Cleverness aside, sometimes it’s the simple foods that people crave the most. “A meal is not fulfilling if rice isn’t included,” says Frances Chalmers, echoing the sentiments of several billion people around the globe. She and her husband, Marion “Rollen” Chalmers, are natives of Hardeeville, where they still live today. Rollen has done pioneering work with Carolina Gold rice, an heirloom grain that was once grown extensively here before it disappeared in the middle of the last century. In the last few decades Carolina Gold has made a comeback, thanks to a Texas seed bank and certain hobbyist farmers right here in Hardeeville. Rollen and Frances now sell it through their website (rollensrawgrains.com) and at a new brick-and-mortar location in Levy. 

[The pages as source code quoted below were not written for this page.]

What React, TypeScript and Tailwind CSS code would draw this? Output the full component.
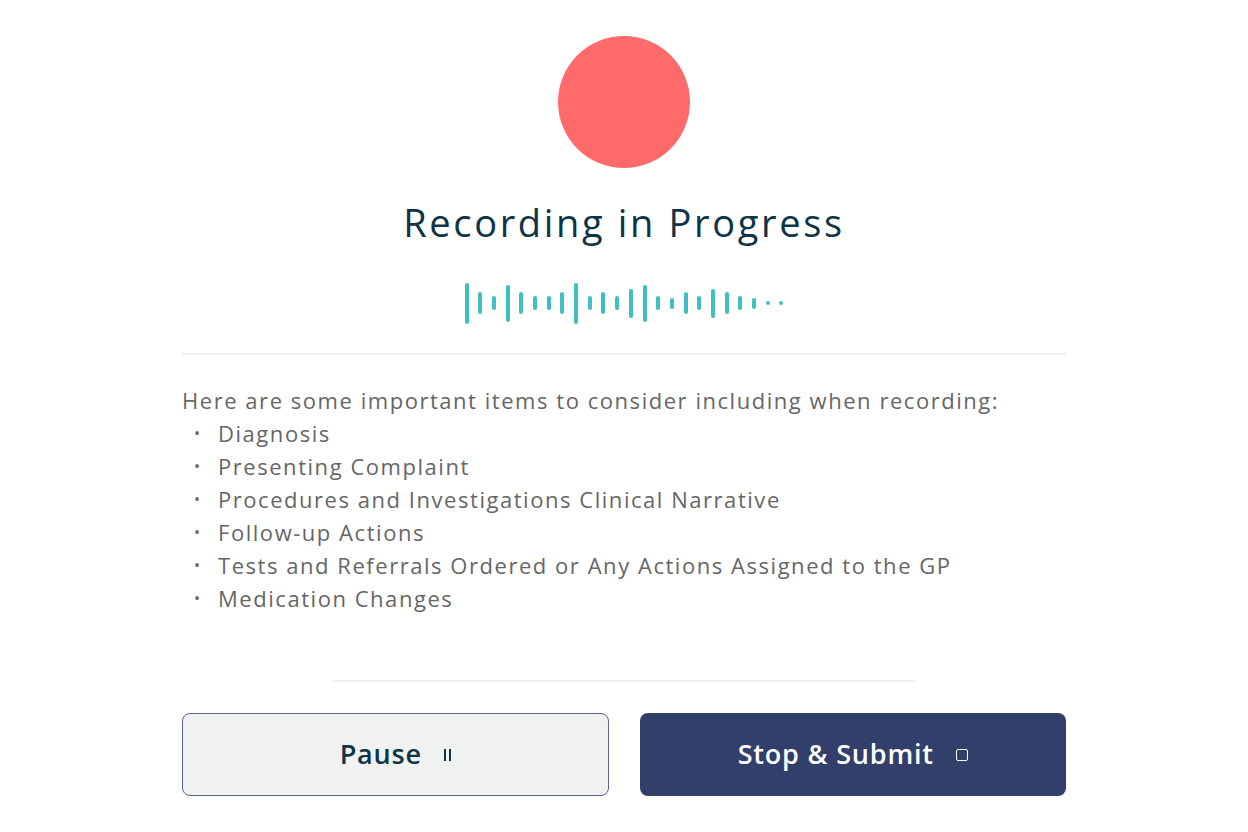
import React from "react"

const bars = [41, 22, 14, 37, 22, 14, 14, 22, 41, 14, 22, 14, 29, 37, 14, 11, 22, 14, 29, 22, 14, 11, 4, 4]

const items = [
    "Diagnosis",
    "Presenting Complaint",
    "Procedures and Investigations Clinical Narrative",
    "Follow-up Actions",
    "Tests and Referrals Ordered or Any Actions Assigned to the GP",
    "Medication Changes",
]

const Waveform = () => (
    <div className="flex items-center h-[44px] gap-[9.7px]">
        {bars.map((h, i) => (
            <span key={i} className="block w-[4px] rounded-full bg-[#3cc1c0]" style={{ height: h }} />
        ))}
    </div>
)

export default function App() {
    return (
        <div className="w-full min-h-screen bg-white flex justify-center font-['Open_Sans','Noto_Sans',sans-serif]">
            <div className="w-[884px] flex flex-col items-center pt-[36px]">
                <div className="w-[132px] h-[132px] rounded-full bg-[#ff6b6b]" />
                <h1 className="mt-[32px] text-[38px] leading-[44px] text-[#0d3447] font-medium tracking-[0.07em]">
                    Recording in Progress
                </h1>
                <div className="mt-[37px]">
                    <Waveform />
                </div>
                <div className="w-full h-[2px] bg-[#efefef] mt-[28px]" />
                <div className="w-full mt-[29px] text-[22px] leading-[33px] text-[#666666] tracking-[0.07em]">
                    <p>Here are some important items to consider including when recording:</p>
                    <ul className="pl-[12px]">
                        {items.map((t) => (
                            <li key={t} className="flex">
                                <span className="w-[24px] text-[16px]">•</span>
                                <span>{t}</span>
                            </li>
                        ))}
                    </ul>
                </div>
                <div className="w-[584px] h-[2px] bg-[#efefef] mt-[65px]" />
                <div className="w-full grid grid-cols-2 gap-[31px] mt-[31px]">
                    <button className="h-[83px] rounded-[8px] border border-[#5c6391] bg-[#f0f2f1] text-[#0d3447] text-[27px] font-semibold tracking-[0.03em] flex items-center justify-center gap-[22px]">
                        Pause
                        <span className="flex gap-[3px] items-center">
                            <span className="block w-[2px] h-[12px] bg-[#0d3447]" />
                            <span className="block w-[2px] h-[12px] bg-[#0d3447]" />
                        </span>
                    </button>
                    <button className="h-[83px] rounded-[8px] bg-[#333f6b] text-white text-[27px] font-semibold tracking-[0.03em] flex items-center justify-center gap-[22px]">
                        Stop &amp; Submit
                        <span className="block w-[12px] h-[12px] border-[1.5px] border-white rounded-[2px]" />
                    </button>
                </div>
            </div>
        </div>
    )
}
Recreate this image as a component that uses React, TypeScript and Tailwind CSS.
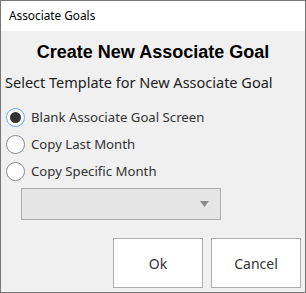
import React from 'react';

const options = ['Blank Associate Goal Screen', 'Copy Last Month', 'Copy Specific Month'];

const App = () => {
    const [selected, setSelected] = React.useState(0);

    return (
        <div className="w-[306px] h-[293px] flex flex-col border border-[#777777] bg-[#f0f0f0] overflow-hidden" style={{ fontFamily: '"Noto Sans", "Open Sans", sans-serif' }}>

            {/* title bar */}
            <div className="h-[30px] shrink-0 bg-white flex items-center pl-2 text-[11.8px] text-black">
                Associate Goals
            </div>

            {/* body */}
            <div className="flex-1 flex flex-col">
                <h1 className="text-center font-bold text-[18px] text-black mt-[10px] leading-[22px]" style={{ fontFamily: '"Liberation Sans", Arial, sans-serif' }}>
                    Create New Associate Goal
                </h1>

                <p className="mt-[9px] pl-1 text-[14.5px] leading-5 text-[#222222]">
                    Select Template for New Associate Goal
                </p>

                <div className="mt-[16px] flex flex-col gap-[9px] pl-[5px]">
                    {options.map((label, i) => (
                        <button key={label} onClick={() => setSelected(i)} className="flex items-center gap-[6px] h-[18px] text-left">
                            <span className={`w-[19px] h-[19px] rounded-full border bg-white flex items-center justify-center ${selected === i ? 'border-[#6aa8f7]' : 'border-[#8a8a8a]'}`}>
                                {selected === i && <span className="w-[11px] h-[11px] rounded-full bg-[#333333]" />}
                            </span>
                            <span className="text-[13.2px] text-[#333333] leading-5">{label}</span>
                        </button>
                    ))}
                </div>

                <div className="mt-[8px] ml-[20px] w-[200px] h-[32px] border border-[#adadad] bg-[#e5e5e5] flex items-center justify-end pr-[11px]">
                    <svg width="9" height="6" viewBox="0 0 9 6">
                        <path d="M0 0 L9 0 L4.5 6 Z" fill="#8a8a8a" />
                    </svg>
                </div>

                <div className="mt-[18px] flex justify-end gap-[8px] pr-[4px]">
                    <button className="w-[90px] h-[50px] border border-[#adadad] bg-white text-[14px] text-[#333333]">
                        Ok
                    </button>
                    <button className="w-[90px] h-[50px] border border-[#adadad] bg-white text-[14px] text-[#333333]">
                        Cancel
                    </button>
                </div>
            </div>
        </div>
    )
}

export default App;
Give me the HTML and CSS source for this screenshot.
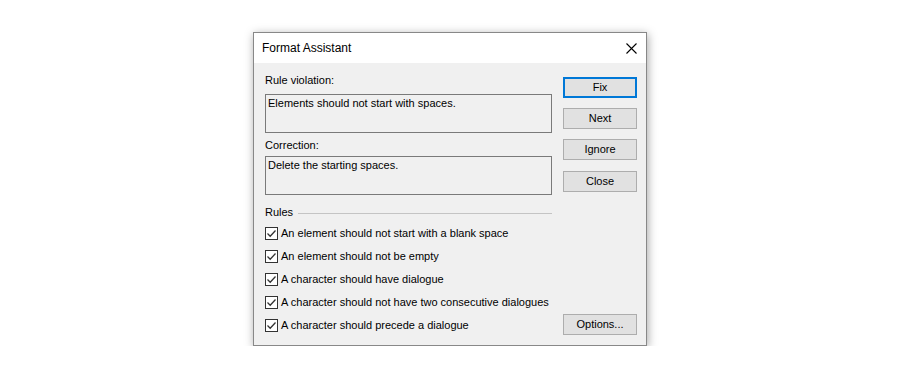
FILE: index.html
```html
<!DOCTYPE html>
<html lang="en">
<head>
  <meta charset="UTF-8" />
  <title>Format Assistant</title>
  <link rel="stylesheet" href="styles.css">
</head>
<body>
  <div class="page">
    <div class="dialog">
      <div class="titlebar">
        <span class="title">Format Assistant</span>
        <svg class="close" width="11" height="11" viewBox="0 0 11 11">
          <path d="M0.5 0.5 L10.5 10.5 M10.5 0.5 L0.5 10.5" stroke="#000" stroke-width="1.1" fill="none"/>
        </svg>
      </div>

      <div class="content">
        <!-- Left column -->
        <div class="main">
          <div class="label first">Rule violation:</div>
          <div class="textbox">Elements should not start with spaces.</div>
          <div class="label second">Correction:</div>
          <div class="textbox tb2">Delete the starting spaces.</div>

          <div class="group"><span>Rules</span><span class="group-line"></span></div>
          <ul class="rules">
            <li><span class="check"><svg width="11" height="11" viewBox="0 0 11 11"><path d="M1.5 5.5 L4.2 8.2 L9.5 2.5" stroke="#333" stroke-width="1.3" fill="none"/></svg></span>An element should not start with a blank space</li>
            <li><span class="check"><svg width="11" height="11" viewBox="0 0 11 11"><path d="M1.5 5.5 L4.2 8.2 L9.5 2.5" stroke="#333" stroke-width="1.3" fill="none"/></svg></span>An element should not be empty</li>
            <li><span class="check"><svg width="11" height="11" viewBox="0 0 11 11"><path d="M1.5 5.5 L4.2 8.2 L9.5 2.5" stroke="#333" stroke-width="1.3" fill="none"/></svg></span>A character should have dialogue</li>
            <li><span class="check"><svg width="11" height="11" viewBox="0 0 11 11"><path d="M1.5 5.5 L4.2 8.2 L9.5 2.5" stroke="#333" stroke-width="1.3" fill="none"/></svg></span>A character should not have two consecutive dialogues</li>
            <li><span class="check"><svg width="11" height="11" viewBox="0 0 11 11"><path d="M1.5 5.5 L4.2 8.2 L9.5 2.5" stroke="#333" stroke-width="1.3" fill="none"/></svg></span>A character should precede a dialogue</li>
          </ul>
        </div>

        <!-- Buttons -->
        <div class="buttons">
          <button class="btn default">Fix</button>
          <button class="btn next">Next</button>
          <button class="btn ignore">Ignore</button>
          <button class="btn close-btn">Close</button>
          <button class="btn options">Options...</button>
        </div>
      </div>
    </div>
  </div>
</body>
</html>
```

FILE: styles.css
```css
body        {margin:0; background:#fff; font-family:"Liberation Sans", Arial, sans-serif; font-size:11px; color:#000;}
.page       {padding:32px 0 0 253px;}
.dialog     {width:394px; height:314px; box-sizing:border-box; border:1px solid #888; background:#f0f0f0; box-shadow:1px 2px 9px rgba(0,0,0,0.35); display:flex; flex-direction:column;}

.titlebar   {height:30px; flex-shrink:0; background:#fff; display:flex; align-items:center; justify-content:space-between; padding:0 9px 0 8px;}
.title      {font-size:12px; margin-top:-1px;}
.close      {display:block; margin-top:1px;}

.content    {flex:1; min-height:0; display:flex; gap:11px; padding:11px 9px 10px 11px;}
.main       {width:287px; display:flex; flex-direction:column;}
.label      {line-height:13px;}
.second     {margin-top:6px;}
.textbox    {height:39px; flex-shrink:0; box-sizing:border-box; border:1px solid #7a7a7a; padding:2px 2px; line-height:13px; margin-top:7px;}
.tb2        {margin-top:4px;}

.group      {display:flex; align-items:center; margin-top:11px; line-height:13px;}
.group-line {flex:1; height:1px; background:#c4c4c4; margin:1px 0 0 5px;}

.rules      {list-style:none; margin:3px 0 0; padding:0;}
.rules li   {height:23px; display:flex; align-items:center; line-height:13px;}
.check      {width:13px; height:13px; box-sizing:border-box; border:1px solid #333; background:#fff; margin-right:3px; display:flex;}
.check svg  {display:block;}

.buttons    {width:74px; display:flex; flex-direction:column;}
.btn        {height:21px; flex-shrink:0; box-sizing:border-box; background:#e1e1e1; border:1px solid #adadad; padding:0; font:inherit; color:#000; line-height:17px;}
.default    {border:2px solid #0078d7; margin-top:3px;}
.next       {margin-top:10px;}
.ignore     {margin-top:10px;}
.close-btn  {margin-top:11px;}
.options    {margin-top:auto;}
```
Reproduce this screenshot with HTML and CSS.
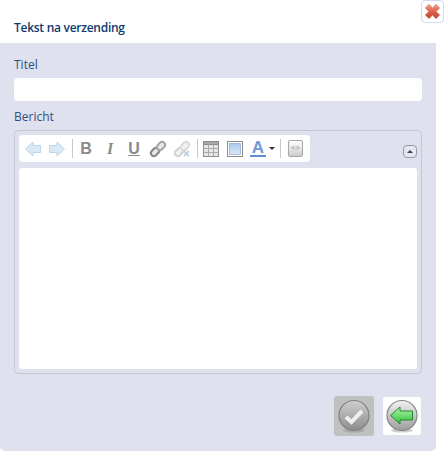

“Carolina Gold has a buttery, nutty taste and a great smell when it’s cooking,” explains Frances, who never eats store-bought rice and feels proud to offer the best grains around to local folks. “You can tell you’re eating something that is pure and good for you.” 

The secret to cooking it, she says, is chemistry. The old-fashioned way to get it right was by sticking your pointer finger in the pot to make sure that water covered the rice at a depth of a single joint. But today the method is more fool-proof: one cup rice, 1.5 cups water, ½ to 1 teaspoon salt and a little bit of butter to taste. Bring it to boil, put on the lid, steam for fifteen minutes, and it will turn out fluffy and delicious every time. Frances uses Carolina Gold in a number of heritage dishes such as red rice, purloo and chicken bog, but her favorite is Hoppin’ John made with Sea Island red peas. The peas are cooked for an hour before adding meat and raw rice, then finishing it either on the stove or in the oven. A vegetarian version can be made, Frances says, by using smoked paprika and a little garlic as a convincing substitute for the meat flavor. 

“Rice is a staple in our house and most homes in the South,” she concludes. “You can’t go wrong with a meal that has rice.”